#### Dataset excerpt:
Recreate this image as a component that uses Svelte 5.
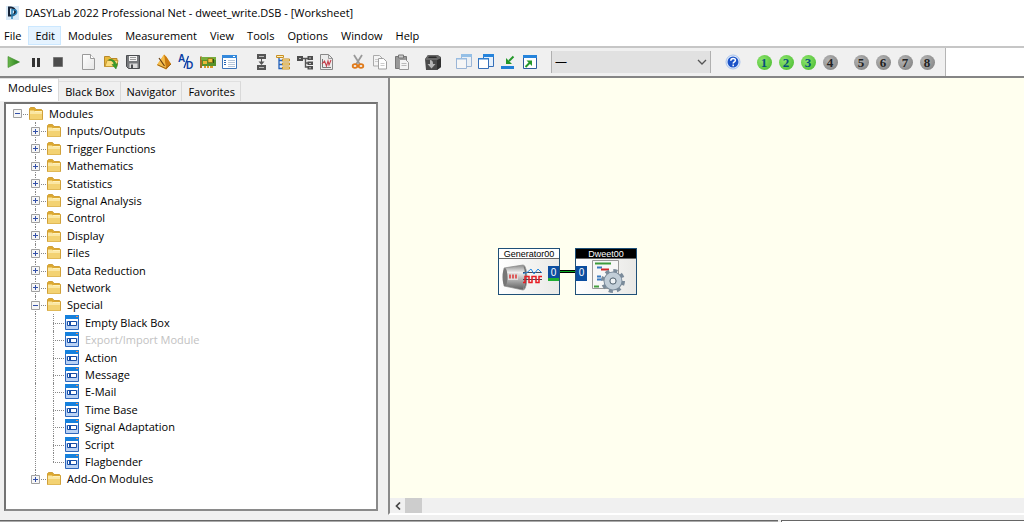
<script>
  const menus = ['File', 'Edit', 'Modules', 'Measurement', 'View', 'Tools', 'Options', 'Window', 'Help'];
  const tabs = ['Modules', 'Black Box', 'Navigator', 'Favorites'];
  const toolGroups = [
    [['play', 'Start'], ['pause', 'Pause'], ['stop', 'Stop']],
    [['new', 'New'], ['open', 'Open'], ['save', 'Save']],
    [['metronome', 'Experiment setup'], ['ad', 'A/D'], ['card', 'Hardware'], ['props', 'Properties']],
    [['flow', 'Flow'], ['outline', 'Outline'], ['network', 'Network'], ['chart', 'Chart']],
    [['cut', 'Cut'], ['copy', 'Copy'], ['paste', 'Paste']],
    [['blackbox', 'Black box']],
    [['windowsPale', 'Hide windows'], ['windows', 'Show windows'], ['minimize', 'Minimize'], ['maximize', 'Maximize']]
  ];
  const layouts = [[1, 2, 3, 4], [5, 6, 7, 8]];
  const used = [1, 2, 3];
  const folder = (label, extra = {}) => ({ label, level: 1, kind: 'folder', sign: '+', ...extra });
  const leaf = (label, extra = {}) => ({ label, level: 2, kind: 'leaf', ...extra });
  const rows = [
    { label: 'Modules', level: 0, kind: 'folder', sign: '-' },
    ...['Inputs/Outputs', 'Trigger Functions', 'Mathematics', 'Statistics', 'Signal Analysis', 'Control', 'Display', 'Files', 'Data Reduction', 'Network'].map((l) => folder(l)),
    folder('Special', { sign: '-' }),
    leaf('Empty Black Box'),
    leaf('Export/Import Module', { disabled: true }),
    ...['Action', 'Message', 'E-Mail', 'Time Base', 'Signal Adaptation', 'Script'].map((l) => leaf(l)),
    leaf('Flagbender', { last: true }),
    folder('Add-On Modules', { last: true })
  ];
  let activeTab = $state('Modules');
</script>

{#snippet icon(name)}
  <svg width="16" height="16" viewBox="0 0 16 16" aria-hidden="true">
    {#if name === 'play'}
      <path d="M2 2.5 13.5 8 2 13.5z" fill="url(#gPlay)" stroke="#3c8a2a" stroke-width=".6" />
    {:else if name === 'pause'}
      <path d="M4 4h3v9H4zM9 4h3v9H9z" fill="#333" />
    {:else if name === 'stop'}
      <path d="M3.500 3.500h9v9h-9z" fill="#4c4c4c" stroke="#777" />
    {:else if name === 'new'}
      <path d="M1.500 .5h8l4 4v11h-12z" fill="url(#gPaper)" stroke="#9a9a9a" />
      <path d="M9.500 .5v4h4" fill="#fff" stroke="#9a9a9a" />
    {:else if name === 'open'}
      <path d="M1.500 12.500V2.500h5l1.500 2h6v8z" fill="#e8b93c" stroke="#b8892a" />
      <path d="M2 12.500 4 6.500h11l-1.500 6z" fill="#fbdc7c" stroke="#c79a35" />
      <path d="M5.500 6c3 0 5 1.500 5.500 4.500H9l4 4.500 1.500-5.500-1.500.7C12.500 7 9.500 4.500 5.500 6z" fill="#3aa02c" stroke="#23781c" stroke-width=".5" />
    {:else if name === 'save'}
      <path d="M1.500 1.500h13v13h-11l-2-2z" fill="#77797c" stroke="#4b4d50" />
      <path d="M4 2h8v5H4z" fill="#f4f4f4" /><path d="M5 3.500h6M5 5.500h6" stroke="#9a9a9a" />
      <path d="M4.500 9.500h8V14h-8z" fill="#dcdcdc" /><path d="M6 10.500h2V14H6z" fill="#4b4d50" />
    {:else if name === 'metronome'}
      <path d="M8 .5 10.500 3 15 10l-5 5.500L1 11z" fill="#f0a92a" /><path d="M8 .5 10.500 3 15 10l-5 5.500z" fill="#c97a10" />
      <path d="M8 1 1 11l9 4z" fill="#f5bd4c" />
      <path d="M3 4l5.500 8" stroke="#6b4010" stroke-width="1.200" /><path d="M1.500 10.800 10 14.500l5-4.500" fill="none" stroke="#9c6214" />
    {:else if name === 'ad'}
      <text x="0" y="8" class="glyph-ad">A</text>
      <path d="M10.500 2 6 14" stroke="#0b3fa5" stroke-width="1.300" />
      <text x="8" y="15" class="glyph-ad">D</text>
    {:else if name === 'card'}
      <path d="M1 3h15v9H1z" fill="#58922a" /><path d="M0 2.500h2V14H0z" fill="#a46d25" />
      <path d="M1 3h15v3H1z" fill="#77ad3c" /><path d="M8 4.500h4.500v4H8z" fill="#f0c341" stroke="#84610f" stroke-width=".7" />
      <path d="M3 7h4v3H3z" fill="#e8b837" /><path d="M4 12h2v2H4zM7 12h2v2H7zM10 12h3v2h-3z" fill="#d79b25" /><path d="M13.500 5v4" stroke="#285512" />
    {:else if name === 'props'}
      <path d="M.5 1.500h14v13H.5z" fill="#fff" stroke="#3b73b8" /><path d="M0 1h15v3H0z" fill="#3489dc" />
      <path d="M2 6.500h2M2 8.500h2M2 10.500h2" stroke="#2566b5" /><path d="M6 6.500h7M6 8.500h7M6 10.500h7M6 12.500h7" stroke="#b6c6d9" />
      <path d="M11 2.500h2" stroke="#fff" />
    {:else if name === 'flow'}
      <path d="M4 0h9v5H4zM4 11h9v5H4z" fill="#555" /><path d="M6 2.500h5M6 13.500h5" stroke="#bbb" /><path d="M8.500 5v4" stroke="#555" /><path d="M5.500 7.500 8.500 11l3-3.500z" fill="#555" />
    {:else if name === 'outline'}
      <path d="M4 4v10.500h4M4 6.500h4M4 10.500h4" fill="none" stroke="#2261ba" stroke-width="1.300" />
      <path d="M1.500 1.500h7v2h-7zM7.500 5h7v2h-7zM7.500 9h7v2h-7zM7.500 13h7v2h-7z" fill="#fff1bc" stroke="#c88f22" />
    {:else if name === 'network'}
      <path d="M4 4.500h8M8.500 4.500v8.500H12M8.500 9H12" fill="none" stroke="#555" stroke-width="1.400" />
      <path d="M0 2h6v5H0zM10.500 2h5.500v4h-5.500zM10.500 7.500h5.500v3.500h-5.500zM10.500 12h5.500v3.500h-5.500z" fill="#4d4d4d" /><path d="M2 4.500h2M12 4h2M12 9.500h2M12 13.800h2" stroke="#bbb" />
    {:else if name === 'chart'}
      <path d="M1.500 .5h8l4 4v11h-12z" fill="#ececec" stroke="#888" /><path d="M9.500 .5v4h4" fill="none" stroke="#999" />
      <path d="M3.500 5v8.500H12" fill="none" stroke="#777" /><path d="M3 10l2.500-3 2 5L9 7l1 4 2-5" fill="none" stroke="#c6404c" stroke-width="1.100" />
    {:else if name === 'cut'}
      <path d="M4 1 10 10.500M12 1 6 10.500" stroke="#999" stroke-width="1.800" />
      <ellipse cx="5" cy="12" rx="2.300" ry="1.800" fill="none" stroke="#e07a1a" stroke-width="1.800" /><ellipse cx="11" cy="12" rx="2.300" ry="1.800" fill="none" stroke="#e07a1a" stroke-width="1.800" />
    {:else if name === 'copy'}
      <path d="M1.500 1.500h6l3 3v7.500h-9z" fill="#f4f4f4" stroke="#aaa" /><path d="M6.500 4.500h5l3 3V15h-8z" fill="#fff" stroke="#a0a0a0" />
      <path d="M3 5.500h3M3 7.500h3M8.500 9.500h4M8.500 11.500h4" stroke="#ccc" />
    {:else if name === 'paste'}
      <path d="M1.500 2.500h11v12h-11z" fill="#989898" stroke="#777" /><path d="M4.500 1h5v3h-5z" fill="#ccc" stroke="#777" />
      <path d="M5.500 5.500h6l3 3v7h-9z" fill="#f4f4f4" stroke="#999" /><path d="M7.500 9.500h5M7.500 11.500h5" stroke="#bbb" />
    {:else if name === 'blackbox'}
      <path d="M0 5 3 1h9l4 2v10l-4 3H1z" fill="#4a4a4a" /><path d="M12 6l4-2v9l-4 3z" fill="#303030" /><path d="M0 6h12l4-2-3-3H3z" fill="#686868" /><path d="M4 2.500h7l1 1.500H3z" fill="#2d2d2d" />
      <path d="M5 6c2 0 3 1 3 4h2.500l-4 4.500-4-4.500H5z" fill="#b5b5b5" />
    {:else if name === 'windowsPale'}
      <g opacity=".45">{@render windows()}</g>
    {:else if name === 'windows'}
      {@render windows()}
    {:else if name === 'minimize'}
      <path d="M1 12h13v3H1z" fill="#217fd6" /><path d="M13.500 2.500 9 7" stroke="#24982a" stroke-width="2" /><path d="M6 4v6h6z" fill="#24982a" />
    {:else if name === 'maximize'}
      <path d="M1.500 1.500h13v13h-13z" fill="#fff" stroke="#2d5d9d" /><path d="M1 1h14v3H1z" fill="#2684dc" />
      <path d="M3.500 13 8 8.500" stroke="#24982a" stroke-width="2" /><path d="M4.500 6.500H10v5.500z" fill="#24982a" />
    {:else if name === 'help'}
      <circle cx="8" cy="8" r="7" fill="#e3edfb" stroke="#a9c3ec" /><circle cx="8" cy="8" r="5.500" fill="#1b53c8" />
      <path d="M5.800 6.800c0-3 4.600-3 4.600-.5 0 1.600-2.200 1.500-2.200 3.200M8.200 10.500v1.700" fill="none" stroke="#fff" stroke-width="1.500" />
    {:else if name === 'folder'}
      <path d="M1.500 13.500v-11l1-1h4l1.500 2h5.500l1 1v9z" fill="#dda92f" stroke="#d0a03a" />
      <path d="M2 4.500h4l1.500 1.500H14v7H2z" fill="#fbe7a3" /><path d="M2 8h12v5.500H2z" fill="#f3d272" /><path d="M7 5.500h7" stroke="#fff1bb" />
    {:else}
      <path d="M1.500 .5h13v14h-13z" fill="#b9d2f5" stroke="#2d66bb" /><path d="M1 0h14v4H1z" fill="#1681dd" /><path d="M12 1.500h2" stroke="#e98a5b" />
      <path d="M2 4h12v2H2z" fill="#fff" /><path d="M3.500 6.500h9v4h-9z" fill="#fff" stroke="#174ea6" /><path d="M5 7h2v3H5z" fill="#174ea6" />
    {/if}
  </svg>
{/snippet}

{#snippet windows()}
  <path d="M5.500 .5h10v12h-10z" fill="#e6f1fc" stroke="#356fb8" /><path d="M5 0h11v3H5z" fill="#2684dc" />
  <path d="M.5 4.500h10v10H.5z" fill="#fff" stroke="#356fb8" /><path d="M0 4h11v1.500H0z" fill="#2f7fd0" />
{/snippet}

<svg class="defs" width="0" height="0" aria-hidden="true">
  <defs>
    <linearGradient id="gPlay"><stop stop-color="#6cb84e" /><stop offset="1" stop-color="#25801a" /></linearGradient>
    <linearGradient id="gPaper" x2="1" y2="1"><stop stop-color="#fff" /><stop offset="1" stop-color="#e6e6e6" /></linearGradient>
    <linearGradient id="gMetal" x2="0" y2="1"><stop stop-color="#8a8a8a" /><stop offset=".3" stop-color="#eee" /><stop offset="1" stop-color="#5c5c5c" /></linearGradient>
  </defs>
</svg>

<div class="app">
  <header class="title">
    <svg width="13" height="14" viewBox="0 0 13 14" aria-hidden="true">
      <path d="M0 0h13v14H0z" fill="#d8e9f7" /><path d="M3 1.500h2c5 0 6 8 0 8H3z" fill="none" stroke="#162438" stroke-width="2" /><path d="M6 3v10M6 4c6-2 6 5 1 5" fill="none" stroke="#2a82b8" stroke-width="1.500" />
    </svg>
    <h1>DASYLab 2022 Professional Net - dweet_write.DSB - [Worksheet]</h1>
  </header>

  <nav class="menu">
    {#each menus as m}
      <button class:hot={m === 'Edit'}>{m}</button>
    {/each}
  </nav>

  <div class="toolbar-row">
    <div class="toolbar">
      {#each toolGroups as group}
        <div class="group">
          {#each group as [name, label]}
            <button aria-label={label}>{@render icon(name)}</button>
          {/each}
        </div>
      {/each}
      <select aria-label="Layout"><option>—</option></select>
      <div class="group"><button aria-label="Help">{@render icon('help')}</button></div>
      {#each layouts as group}
        <div class="group">
          {#each group as n}
            <button><span class="ball" class:used={used.includes(n)}>{n}</span></button>
          {/each}
        </div>
      {/each}
    </div>
  </div>

  <main>
    <aside>
      <div class="tabs" role="tablist">
        {#each tabs as t}
          <button role="tab" aria-selected={t === activeTab} class:active={t === activeTab} onclick={() => (activeTab = t)}>{t}</button>
        {/each}
      </div>
      <div class="tree-box">
        <ul class="tree" role="tree">
          {#each rows as r}
            <li role="treeitem" aria-selected="false" aria-level={r.level + 1} class="level{r.level}" class:disabled={r.disabled} class:last={r.last}>
              {#if r.level === 2}<span class="rail"></span>{/if}
              <span class="branch">
                {#if r.sign}
                  <svg width="9" height="9" viewBox="0 0 9 9" aria-hidden="true">
                    <path d="M.5 .5h8v8h-8z" fill="#f6f6f6" stroke="#a0a0a0" /><path d={r.sign === '+' ? 'M2 4.500h5M4.500 2v5' : 'M2 4.500h5'} stroke="#3350a8" />
                  </svg>
                {/if}
              </span>
              {@render icon(r.kind)}
              <span class="label">{r.label}</span>
            </li>
          {/each}
        </ul>
      </div>
    </aside>

    <section class="sheet">
      <div class="canvas">
        <div class="module generator">
          <h2>Generator00</h2>
          <svg class="art" width="44" height="34" viewBox="0 0 44 34" aria-hidden="true">
            <path d="M3 8 22 5c5 0 5 25 0 25L3 26z" fill="url(#gMetal)" stroke="#888" stroke-width=".7" />
            <ellipse cx="4" cy="17" rx="2.500" ry="9" fill="#777" /><path d="M22 5c5 2 5 23 0 25 3-7 3-18 0-25z" fill="#4d4d4d" stroke="#aaa" stroke-width=".6" />
            <path d="M7 13h10v7H7z" fill="#ddd" /><path d="M9 14.500v4M12 14.500v4M15 14.500v4" stroke="#d33" stroke-width="1.500" />
            <path d="M22 12.500h19" stroke="#445" /><path d="M22 13.500l4-1 4-3.500 3 5 4-5 4 4" fill="none" stroke="#2689e0" />
            <path d="M22 19.500h19" stroke="#445" /><path d="M22 22.500h2v-6h4v6h3v-6h4v6h3v-6h3" fill="none" stroke="#e81c23" stroke-width="1.500" />
          </svg>
          <span class="port out">0</span>
        </div>
        <span class="wire"></span>
        <div class="module dweet">
          <h2>Dweet00</h2>
          <span class="port in">0</span>
          <svg class="art" width="36" height="36" viewBox="0 0 36 36" aria-hidden="true">
            <path d="M3.500 2.500h26v28h-26z" fill="#f7f7f7" stroke="#999" />
            <path d="M6 5.500h16" stroke="#3c9b3b" stroke-width="2" /><path d="M8 9.500h5M8 18.500h4M8 21.500h5" stroke="#3a7bc0" stroke-width="2" /><path d="M12 11.500h8" stroke="#d02828" stroke-width="2" /><path d="M5 28.500h5" stroke="#46a040" stroke-width="2" />
            <circle cx="24" cy="23" r="10" fill="none" stroke="#7b8b9a" stroke-width="4" stroke-dasharray="4 3.850" />
            <circle cx="24" cy="23" r="6" fill="none" stroke="#7b8b9a" stroke-width="7" /><circle cx="24" cy="23" r="6" fill="none" stroke="#c2ced8" stroke-width="5" /><circle cx="24" cy="23" r="3" fill="#f0f3f6" stroke="#667580" />
          </svg>
        </div>
      </div>
      <div class="scroll">
        <button aria-label="Scroll left"><svg width="6" height="8" viewBox="0 0 6 8" aria-hidden="true"><path d="M5 .5 1.500 4 5 7.500" fill="none" stroke="#444" stroke-width="1.700" /></svg></button>
        <span class="thumb"></span>
      </div>
    </section>
  </main>
  <footer><span class="status-main"></span><span class="status-side"></span></footer>
</div>

<style>
  :global(body) { margin: 0; }
  * { box-sizing: border-box; }
  .defs { position: absolute; }
  .app { height: 100vh; display: flex; flex-direction: column; background: #f0f0f0; color: #000; font: 12px/16px "Open Sans", "Noto Sans", sans-serif; }
  button { font: inherit; color: inherit; border: 0; background: none; padding: 0; }
  .title { display: flex; align-items: center; gap: 6px; height: 26px; padding: 0 6px; background: #fff; }
  h1, h2 { margin: 0; font-weight: 400; font-size: 11px; }
  .menu { display: flex; background: #fff; height: 20px; font-size: 11px; padding-bottom: 1px; }
  .menu button { padding: 0 5px 0 6px; border: 1px solid transparent; }
  .menu button:first-child { padding: 0 6px 0 3px; }
  .menu button.hot { background: #e5f3ff; border-color: #cce8ff; }
  .toolbar-row { background: #fff; border-top: 2px solid #c6c6c6; border-bottom: 2px solid #858585; }
  .toolbar { display: flex; align-items: center; width: fit-content; height: 28px; background: #f0f0f0; padding: 0 7px 0 3px; border-right: 1px solid #b5b5b5; gap: 9px; }
  .group { display: flex; }
  .group button { width: 22px; height: 22px; display: grid; place-items: center; }
  .toolbar select { width: 160px; height: 22px; margin: 0 2px 0 1px; padding: 0 0 0 3px; border: solid #b0b0b0; border-width: 0 1px; border-radius: 0; color: #000; font: inherit; appearance: none; background: #e1e1e1 url("data:image/svg+xml,%3Csvg xmlns='http://www.w3.org/2000/svg' width='10' height='6'%3E%3Cpath d='M1 1l4 4 4-4' fill='none' stroke='%23555' stroke-width='1.3'/%3E%3C/svg%3E") no-repeat right 3px center; }
  .ball { width: 15px; height: 15px; border-radius: 50%; display: grid; place-items: center; font: bold 13px/15px "Liberation Serif", serif; color: #222; background: radial-gradient(circle at 35% 35%, #b5b5b5, #7b7b7b); }
  .ball.used { color: #06507c; background: radial-gradient(circle at 35% 35%, #8ce56c, #46b82c); }
  .glyph-ad { font: bold 10px "Liberation Sans", sans-serif; fill: #0b3fa5; }
  main { flex: 1; display: flex; min-height: 0; }
  aside { flex: none; width: 388px; display: flex; flex-direction: column; padding: 0 10px 9px 4px; }
  .tabs { display: flex; align-items: flex-end; font-size: 11px; margin-left: -4px; height: 24px; padding-bottom: 1px; }
  .tabs button { height: 20px; padding: 0 5px 0 6px; border-right: 1px solid #d9d9d9; border-top: 1px solid #e0e0e0; }
  .tabs button.active { height: 23px; padding: 0 6px 4px 8px; background: #fff; }
  .tree-box { flex: 1; min-height: 0; background: #fff; border: 2px solid #7b7b7b; border-color: #737373 #8a8a8a #8a8a8a #737373; overflow: hidden; }
  .tree { list-style: none; margin: 0; padding: 1px 0 0 7px; font-size: 11px; }
  .tree li { display: flex; align-items: center; height: 17px; }
  .tree li:nth-child(5n + 2), .tree li:nth-child(5n + 4) { height: 18px; }
  .tree svg { flex: none; }
  .level1, .level2 { padding-left: 18px; }
  .branch { position: relative; width: 15px; align-self: stretch; display: flex; align-items: center; }
  .branch svg { position: relative; z-index: 1; }
  .branch::before { content: ""; position: absolute; left: 4px; right: 0; top: 50%; border-top: 1px dotted #888; }
  .level1 .branch::after, .level2 .branch::after, .rail { border-left: 1px dotted #888; }
  .level1 .branch::after, .level2 .branch::after { content: ""; position: absolute; left: 4px; top: 0; bottom: 0; }
  .last .branch::after { bottom: 50%; }
  .rail { width: 14px; margin-left: 4px; align-self: stretch; }
  .label { padding-left: 5px; white-space: nowrap; }
  .disabled .label { color: #c2c2c2; }
  .sheet { flex: 1; display: flex; flex-direction: column; min-width: 0; border-left: 2px solid #8a8a8a; margin-bottom: 5px; border-bottom: 2px solid #fff; }
  .canvas { flex: 1; position: relative; background: #ffffef; overflow: hidden; }
  .module { position: absolute; top: 170px; width: 62px; height: 47px; border: 1px solid #1f5078; background: linear-gradient(90deg, #fff, #e9e9e6); }
  .generator { left: 108px; }
  .dweet { left: 185px; }
  .module h2 { height: 10px; font: 9px/10px "Liberation Sans", sans-serif; text-align: center; background: #fff; color: #000; border-bottom: 1px solid #666; }
  .dweet h2 { background: #000; color: #fff; }
  .art { position: absolute; left: 2px; top: 11px; }
  .dweet .art { left: 13px; top: 9px; }
  .port { position: absolute; top: 17px; width: 11px; height: 15px; background: #0b4da0; color: #fff; font: 10px/13px "Liberation Sans", sans-serif; text-align: center; }
  .out { right: 0; border-bottom: 3px solid #1fae32; }
  .in { left: 0; }
  .wire { position: absolute; left: 170px; top: 192px; width: 15px; height: 3px; background: #08a820; border: solid #000; border-width: 1px 0; }
  .scroll { height: 15px; display: flex; background: #f0f0f0; }
  .scroll button { width: 15px; display: grid; place-items: center; }
  .thumb { width: 17px; background: #cdcdcd; }
  footer { display: flex; gap: 3px; height: 2px; }
  .status-main { width: 76%; border-top: 1px solid #666; background: #aaa; }
  .status-side { flex: 1; border: solid #666; border-width: 1px 0 0 1px; background: #fff; }
</style>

#### Given instruction:
Extract every line above containing the word "image".

#### The completed task:
Recreate this image as a component that uses Svelte 5.
  .toolbar select { width: 160px; height: 22px; margin: 0 2px 0 1px; padding: 0 0 0 3px; border: solid #b0b0b0; border-width: 0 1px; border-radius: 0; color: #000; font: inherit; appearance: none; background: #e1e1e1 url("data:image/svg+xml,%3Csvg xmlns='http://www.w3.org/2000/svg' width='10' height='6'%3E%3Cpath d='M1 1l4 4 4-4' fill='none' stroke='%23555' stroke-width='1.3'/%3E%3C/svg%3E") no-repeat right 3px center; }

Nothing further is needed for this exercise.